With the consultation on the proposed Value for Money (VfM) framework closing today, the pensions industry has raised concerns over the new Red-Amber-Green (RAG) rating system.

The Financial Conduct Authority (FCA) launched its consultation for contract-based schemes ahead of the Department for Work & Pensions (DWP) introducing equivalent legislation for trust-based schemes in an upcoming Pension Schemes Bill.

Under the proposals, pension schemes will be required to publish and be compared on metrics that demonstrate value, including on investment performance, costs and charges, and service quality under a red, amber, and green rating system.

The RAG system promises simplicity, however, the Pensions and Lifetime Savings Association (PLSA) pointed out that the number of data points that will require additional contextualisation under the new system could lead to a “wide range of scheme performance masked within a green rating as well as creating a significant regulatory burden”.

The PLSA highlighted that schemes captured within the framework serve very varied demographics, and the “score” of some metrics proposed will reflect that membership profile more than they reflect the value of the service offered.
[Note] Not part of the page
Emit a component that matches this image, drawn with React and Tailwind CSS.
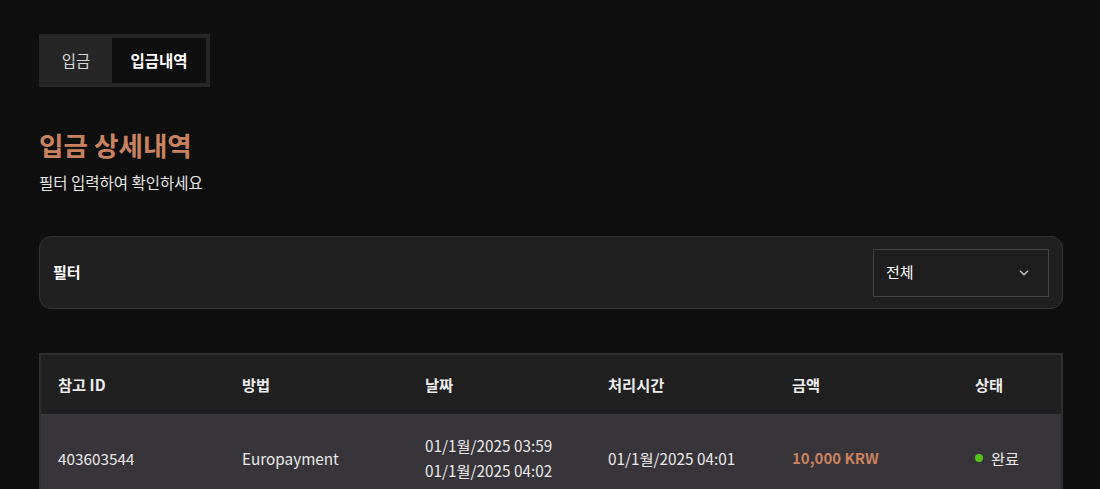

It added that anything but close supervision to ensure proper compliance with the framework could result in schemes with very varied performance being graded as green. “As a consequence, the current approach is unlikely to drive meaningful consolidation in the market,” it said.

In response to the consultation. the Society of Pensions Professionals has recommended that the proposed amber rating be changed so that instead of being a broadly negative assessment, it is instead considered “VFM with room for improvement”.

The response explains, that “despite there being three indicators, in practice the outcome is binary, VFM or not VFM and the current proposals therefore place overtly negative connotations on an amber rating”.

It added: “This could be solved by making an amber rating “VFM with room for improvement”. And for that improvement to be deliverable, and required to be delivered, within a definitive timeframe of say two years.”

“We are concerned about the volume of data that the proposed framework will require providers to collect and communicate, which in some cases appears disproportionate“

Sophia Singleton, SPP president

SPP also added that the ability for decisive action for red-rated schemes is “critical for the success of the framework”, and until firms have the ability to do bulk transfers without savers’ individual consent for contract-based schemes, the framework is “really lacking a key component to make it successful”.

Sophia Singleton, SPP president, said: “The SPP supports many of the proposals being put forward within this consultation and the overarching objective of improving value for money, but at the same time we are concerned about the volume of data that the proposed framework will require providers to collect and communicate, which in some cases appears disproportionate.

“We also believe that a change to the proposed amber rating is necessary to increase the effectiveness of the framework and increase the chances of delivering value for money for more savers.”

The Pensions Management Institute (PMI) has also raised concerns over the new RAG system.

Tim Box, chair of PMI’s policy and public affairs committee said: “The proposed RAG assessment is too blunt and severe. In reality, under these proposals, anything short of a green rating is a failure. We would prefer a rating system that recognises situations where only minor improvement is needed and also gives recognition of where VFM expectations have been exceeded.”

Extensive disclosures

In addition, PMI is also concerned over the extensive set of disclosures proposed by the FCA requiring “too much detail in some places for little benefit” which it believes could “compromise providers’ ability to clearly demonstrate VFM in the areas that have the most impact on savers”.

Box said: “If the VFM framework is to succeed, it is vital that providers are not hamstrung with requirements that are overly complicated and onerous.”

As an example of this, the PMI questions why asset allocation disclosure – and particularly a split of UK and non-UK assets – is required when the FCA states that this will not form a direct part of the VFM assessment process.

The PLSA, meanwhile, is concerned that returns data disclosures proposed will discourage allocation to higher risk-returning assets, which are seen as key to shifting emphasis from cost to value.

It highlighted that typical holding periods for private equity and other “productive” assets are seven to 10 years, but the FCA proposes primary returns data for comparison over one, three and five years.

It said: “Basing value assessments on such data – while not accounting for forward-looking projections – will likely, therefore, disincentivise investment in private markets, as it may present schemes as poor value over shorter timeframes.”